→ **PROBLEM TO WORK ON**
Write out the listing below in full and exactly, leaving out every picture.

→ **GIVEN INFORMATION**

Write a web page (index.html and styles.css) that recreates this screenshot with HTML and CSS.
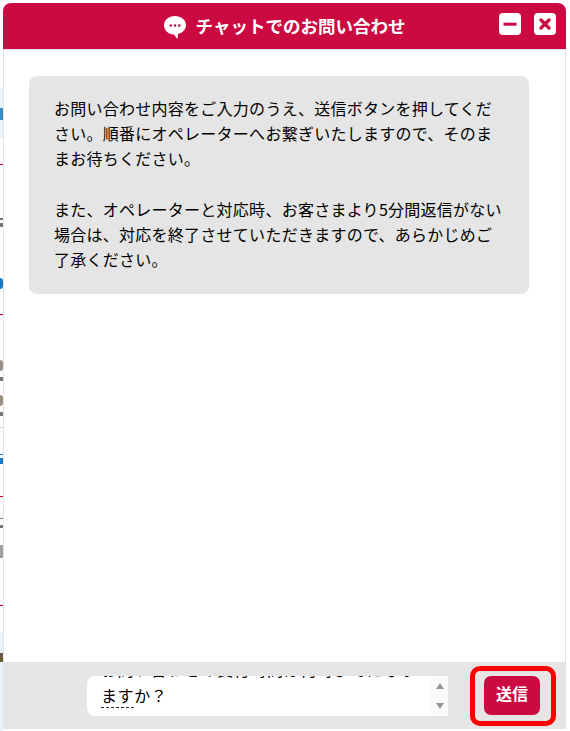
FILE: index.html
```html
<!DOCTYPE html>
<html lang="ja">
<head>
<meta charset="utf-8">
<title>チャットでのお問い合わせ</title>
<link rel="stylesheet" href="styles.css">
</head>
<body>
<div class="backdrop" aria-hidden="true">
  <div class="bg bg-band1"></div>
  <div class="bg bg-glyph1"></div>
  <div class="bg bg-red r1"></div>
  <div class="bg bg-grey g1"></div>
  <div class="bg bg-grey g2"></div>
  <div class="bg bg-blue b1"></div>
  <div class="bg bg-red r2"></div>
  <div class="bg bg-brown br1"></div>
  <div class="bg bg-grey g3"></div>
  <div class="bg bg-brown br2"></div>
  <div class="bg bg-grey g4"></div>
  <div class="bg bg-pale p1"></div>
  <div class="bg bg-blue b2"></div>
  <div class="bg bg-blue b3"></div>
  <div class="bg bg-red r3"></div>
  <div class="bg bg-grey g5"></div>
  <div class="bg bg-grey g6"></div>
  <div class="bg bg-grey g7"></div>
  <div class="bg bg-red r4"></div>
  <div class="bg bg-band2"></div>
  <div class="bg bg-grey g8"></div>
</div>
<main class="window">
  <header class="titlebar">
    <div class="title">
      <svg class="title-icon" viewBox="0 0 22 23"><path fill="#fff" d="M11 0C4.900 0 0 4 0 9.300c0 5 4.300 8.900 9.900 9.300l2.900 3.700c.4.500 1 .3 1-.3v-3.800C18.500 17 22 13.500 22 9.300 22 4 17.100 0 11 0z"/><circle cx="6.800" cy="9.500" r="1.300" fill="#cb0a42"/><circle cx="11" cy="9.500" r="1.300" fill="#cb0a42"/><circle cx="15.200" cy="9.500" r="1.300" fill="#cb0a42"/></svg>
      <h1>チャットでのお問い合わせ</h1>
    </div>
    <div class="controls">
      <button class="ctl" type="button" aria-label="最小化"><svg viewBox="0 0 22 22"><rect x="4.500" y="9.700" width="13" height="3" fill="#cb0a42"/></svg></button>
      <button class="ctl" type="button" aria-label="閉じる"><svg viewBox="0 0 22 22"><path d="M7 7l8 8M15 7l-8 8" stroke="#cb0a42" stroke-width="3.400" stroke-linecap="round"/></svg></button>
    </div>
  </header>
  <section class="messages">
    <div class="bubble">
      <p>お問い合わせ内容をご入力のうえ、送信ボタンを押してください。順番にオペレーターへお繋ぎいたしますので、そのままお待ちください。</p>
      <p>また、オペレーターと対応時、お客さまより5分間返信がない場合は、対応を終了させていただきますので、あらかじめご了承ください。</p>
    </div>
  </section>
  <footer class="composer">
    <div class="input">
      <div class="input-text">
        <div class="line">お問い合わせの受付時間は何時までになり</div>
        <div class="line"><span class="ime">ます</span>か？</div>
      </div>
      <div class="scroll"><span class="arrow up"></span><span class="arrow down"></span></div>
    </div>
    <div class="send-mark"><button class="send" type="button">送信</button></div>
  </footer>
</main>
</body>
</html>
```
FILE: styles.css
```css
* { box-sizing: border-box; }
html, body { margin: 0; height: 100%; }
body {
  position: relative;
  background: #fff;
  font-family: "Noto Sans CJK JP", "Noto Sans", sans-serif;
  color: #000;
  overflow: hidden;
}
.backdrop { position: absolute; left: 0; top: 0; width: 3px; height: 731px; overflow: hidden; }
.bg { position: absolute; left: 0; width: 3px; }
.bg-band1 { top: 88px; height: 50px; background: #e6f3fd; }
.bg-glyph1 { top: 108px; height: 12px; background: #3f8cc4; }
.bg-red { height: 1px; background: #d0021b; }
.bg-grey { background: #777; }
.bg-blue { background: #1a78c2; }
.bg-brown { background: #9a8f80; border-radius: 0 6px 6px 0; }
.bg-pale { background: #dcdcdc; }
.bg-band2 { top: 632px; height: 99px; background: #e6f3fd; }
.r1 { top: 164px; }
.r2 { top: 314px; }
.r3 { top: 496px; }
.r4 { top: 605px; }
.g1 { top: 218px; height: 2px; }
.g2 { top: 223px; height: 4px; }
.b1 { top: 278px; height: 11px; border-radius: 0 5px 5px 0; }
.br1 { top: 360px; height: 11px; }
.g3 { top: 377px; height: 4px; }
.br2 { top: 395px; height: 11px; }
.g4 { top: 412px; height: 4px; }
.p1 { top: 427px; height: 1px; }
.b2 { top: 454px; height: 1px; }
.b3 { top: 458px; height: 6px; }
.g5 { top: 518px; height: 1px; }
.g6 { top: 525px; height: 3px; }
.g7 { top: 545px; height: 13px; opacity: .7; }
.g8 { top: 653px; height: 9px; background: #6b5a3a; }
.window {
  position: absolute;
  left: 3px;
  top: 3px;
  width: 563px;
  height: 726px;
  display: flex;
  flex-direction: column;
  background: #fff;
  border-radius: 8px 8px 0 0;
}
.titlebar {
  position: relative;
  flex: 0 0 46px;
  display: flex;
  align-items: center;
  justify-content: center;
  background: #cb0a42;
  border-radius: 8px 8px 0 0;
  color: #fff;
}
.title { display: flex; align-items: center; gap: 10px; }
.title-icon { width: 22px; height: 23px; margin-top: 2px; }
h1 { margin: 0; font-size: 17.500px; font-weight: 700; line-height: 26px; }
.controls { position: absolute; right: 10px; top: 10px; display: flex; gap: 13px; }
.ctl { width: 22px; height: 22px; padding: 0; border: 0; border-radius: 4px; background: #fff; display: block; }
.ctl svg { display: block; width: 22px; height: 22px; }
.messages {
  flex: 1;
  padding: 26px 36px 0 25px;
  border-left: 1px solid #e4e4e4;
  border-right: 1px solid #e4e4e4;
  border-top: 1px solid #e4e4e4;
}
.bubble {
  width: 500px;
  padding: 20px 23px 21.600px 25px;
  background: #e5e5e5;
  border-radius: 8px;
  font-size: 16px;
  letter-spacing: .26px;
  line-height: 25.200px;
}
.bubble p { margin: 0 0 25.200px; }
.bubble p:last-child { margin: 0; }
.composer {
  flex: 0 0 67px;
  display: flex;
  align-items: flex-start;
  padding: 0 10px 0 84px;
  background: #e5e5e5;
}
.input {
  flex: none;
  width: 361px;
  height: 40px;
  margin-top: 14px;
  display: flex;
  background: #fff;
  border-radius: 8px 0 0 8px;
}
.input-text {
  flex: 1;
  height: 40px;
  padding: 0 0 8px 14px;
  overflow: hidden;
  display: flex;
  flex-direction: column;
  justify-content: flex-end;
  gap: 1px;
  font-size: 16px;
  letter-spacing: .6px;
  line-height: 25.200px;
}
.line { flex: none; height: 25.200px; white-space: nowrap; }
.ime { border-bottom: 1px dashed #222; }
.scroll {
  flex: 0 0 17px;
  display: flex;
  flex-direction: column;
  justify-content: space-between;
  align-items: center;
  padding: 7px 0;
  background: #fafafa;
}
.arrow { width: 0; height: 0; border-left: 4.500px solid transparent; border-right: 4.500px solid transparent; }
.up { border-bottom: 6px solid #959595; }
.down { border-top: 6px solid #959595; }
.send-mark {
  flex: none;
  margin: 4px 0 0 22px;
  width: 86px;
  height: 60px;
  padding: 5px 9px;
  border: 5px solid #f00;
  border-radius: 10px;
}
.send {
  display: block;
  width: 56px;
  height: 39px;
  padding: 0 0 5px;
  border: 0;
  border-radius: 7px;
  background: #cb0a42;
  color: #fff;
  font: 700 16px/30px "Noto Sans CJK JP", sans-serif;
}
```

→ **FINISHED ANSWER**
Write a web page (index.html and styles.css) that recreates this screenshot with HTML and CSS.
FILE: index.html
```html
<!DOCTYPE html>
<html lang="ja">
<head>
<meta charset="utf-8">
<title>チャットでのお問い合わせ</title>
<link rel="stylesheet" href="styles.css">
</head>
<body>
<div class="backdrop" aria-hidden="true">
  <div class="bg bg-band1"></div>
  <div class="bg bg-glyph1"></div>
  <div class="bg bg-red r1"></div>
  <div class="bg bg-grey g1"></div>
  <div class="bg bg-grey g2"></div>
  <div class="bg bg-blue b1"></div>
  <div class="bg bg-red r2"></div>
  <div class="bg bg-brown br1"></div>
  <div class="bg bg-grey g3"></div>
  <div class="bg bg-brown br2"></div>
  <div class="bg bg-grey g4"></div>
  <div class="bg bg-pale p1"></div>
  <div class="bg bg-blue b2"></div>
  <div class="bg bg-blue b3"></div>
  <div class="bg bg-red r3"></div>
  <div class="bg bg-grey g5"></div>
  <div class="bg bg-grey g6"></div>
  <div class="bg bg-grey g7"></div>
  <div class="bg bg-red r4"></div>
  <div class="bg bg-band2"></div>
  <div class="bg bg-grey g8"></div>
</div>
<main class="window">
  <header class="titlebar">
    <div class="title">
      <svg class="title-icon" viewBox="0 0 22 23"><path fill="#fff" d="M11 0C4.900 0 0 4 0 9.300c0 5 4.300 8.900 9.900 9.300l2.900 3.700c.4.500 1 .3 1-.3v-3.800C18.500 17 22 13.500 22 9.300 22 4 17.100 0 11 0z"/><circle cx="6.800" cy="9.500" r="1.300" fill="#cb0a42"/><circle cx="11" cy="9.500" r="1.300" fill="#cb0a42"/><circle cx="15.200" cy="9.500" r="1.300" fill="#cb0a42"/></svg>
      <h1>チャットでのお問い合わせ</h1>
    </div>
    <div class="controls">
      <button class="ctl" type="button" aria-label="最小化"><svg viewBox="0 0 22 22"><rect x="4.500" y="9.700" width="13" height="3" fill="#cb0a42"/></svg></button>
      <button class="ctl" type="button" aria-label="閉じる"><svg viewBox="0 0 22 22"><path d="M7 7l8 8M15 7l-8 8" stroke="#cb0a42" stroke-width="3.400" stroke-linecap="round"/></svg></button>
    </div>
  </header>
  <section class="messages">
    <div class="bubble">
      <p>お問い合わせ内容をご入力のうえ、送信ボタンを押してください。順番にオペレーターへお繋ぎいたしますので、そのままお待ちください。</p>
      <p>また、オペレーターと対応時、お客さまより5分間返信がない場合は、対応を終了させていただきますので、あらかじめご了承ください。</p>
    </div>
  </section>
  <footer class="composer">
    <div class="input">
      <div class="input-text">
        <div class="line">お問い合わせの受付時間は何時までになり</div>
        <div class="line"><span class="ime">ます</span>か？</div>
      </div>
      <div class="scroll"><span class="arrow up"></span><span class="arrow down"></span></div>
    </div>
    <div class="send-mark"><button class="send" type="button">送信</button></div>
  </footer>
</main>
</body>
</html>
```
FILE: styles.css
```css
* { box-sizing: border-box; }
html, body { margin: 0; height: 100%; }
body {
  position: relative;
  background: #fff;
  font-family: "Noto Sans CJK JP", "Noto Sans", sans-serif;
  color: #000;
  overflow: hidden;
}
.backdrop { position: absolute; left: 0; top: 0; width: 3px; height: 731px; overflow: hidden; }
.bg { position: absolute; left: 0; width: 3px; }
.bg-band1 { top: 88px; height: 50px; background: #e6f3fd; }
.bg-glyph1 { top: 108px; height: 12px; background: #3f8cc4; }
.bg-red { height: 1px; background: #d0021b; }
.bg-grey { background: #777; }
.bg-blue { background: #1a78c2; }
.bg-brown { background: #9a8f80; border-radius: 0 6px 6px 0; }
.bg-pale { background: #dcdcdc; }
.bg-band2 { top: 632px; height: 99px; background: #e6f3fd; }
.r1 { top: 164px; }
.r2 { top: 314px; }
.r3 { top: 496px; }
.r4 { top: 605px; }
.g1 { top: 218px; height: 2px; }
.g2 { top: 223px; height: 4px; }
.b1 { top: 278px; height: 11px; border-radius: 0 5px 5px 0; }
.br1 { top: 360px; height: 11px; }
.g3 { top: 377px; height: 4px; }
.br2 { top: 395px; height: 11px; }
.g4 { top: 412px; height: 4px; }
.p1 { top: 427px; height: 1px; }
.b2 { top: 454px; height: 1px; }
.b3 { top: 458px; height: 6px; }
.g5 { top: 518px; height: 1px; }
.g6 { top: 525px; height: 3px; }
.g7 { top: 545px; height: 13px; opacity: .7; }
.g8 { top: 653px; height: 9px; background: #6b5a3a; }
.window {
  position: absolute;
  left: 3px;
  top: 3px;
  width: 563px;
  height: 726px;
  display: flex;
  flex-direction: column;
  background: #fff;
  border-radius: 8px 8px 0 0;
}
.titlebar {
  position: relative;
  flex: 0 0 46px;
  display: flex;
  align-items: center;
  justify-content: center;
  background: #cb0a42;
  border-radius: 8px 8px 0 0;
  color: #fff;
}
.title { display: flex; align-items: center; gap: 10px; }
.title-icon { width: 22px; height: 23px; margin-top: 2px; }
h1 { margin: 0; font-size: 17.500px; font-weight: 700; line-height: 26px; }
.controls { position: absolute; right: 10px; top: 10px; display: flex; gap: 13px; }
.ctl { width: 22px; height: 22px; padding: 0; border: 0; border-radius: 4px; background: #fff; display: block; }
.ctl svg { display: block; width: 22px; height: 22px; }
.messages {
  flex: 1;
  padding: 26px 36px 0 25px;
  border-left: 1px solid #e4e4e4;
  border-right: 1px solid #e4e4e4;
  border-top: 1px solid #e4e4e4;
}
.bubble {
  width: 500px;
  padding: 20px 23px 21.600px 25px;
  background: #e5e5e5;
  border-radius: 8px;
  font-size: 16px;
  letter-spacing: .26px;
  line-height: 25.200px;
}
.bubble p { margin: 0 0 25.200px; }
.bubble p:last-child { margin: 0; }
.composer {
  flex: 0 0 67px;
  display: flex;
  align-items: flex-start;
  padding: 0 10px 0 84px;
  background: #e5e5e5;
}
.input {
  flex: none;
  width: 361px;
  height: 40px;
  margin-top: 14px;
  display: flex;
  background: #fff;
  border-radius: 8px 0 0 8px;
}
.input-text {
  flex: 1;
  height: 40px;
  padding: 0 0 8px 14px;
  overflow: hidden;
  display: flex;
  flex-direction: column;
  justify-content: flex-end;
  gap: 1px;
  font-size: 16px;
  letter-spacing: .6px;
  line-height: 25.200px;
}
.line { flex: none; height: 25.200px; white-space: nowrap; }
.ime { border-bottom: 1px dashed #222; }
.scroll {
  flex: 0 0 17px;
  display: flex;
  flex-direction: column;
  justify-content: space-between;
  align-items: center;
  padding: 7px 0;
  background: #fafafa;
}
.arrow { width: 0; height: 0; border-left: 4.500px solid transparent; border-right: 4.500px solid transparent; }
.up { border-bottom: 6px solid #959595; }
.down { border-top: 6px solid #959595; }
.send-mark {
  flex: none;
  margin: 4px 0 0 22px;
  width: 86px;
  height: 60px;
  padding: 5px 9px;
  border: 5px solid #f00;
  border-radius: 10px;
}
.send {
  display: block;
  width: 56px;
  height: 39px;
  padding: 0 0 5px;
  border: 0;
  border-radius: 7px;
  background: #cb0a42;
  color: #fff;
  font: 700 16px/30px "Noto Sans CJK JP", sans-serif;
}
```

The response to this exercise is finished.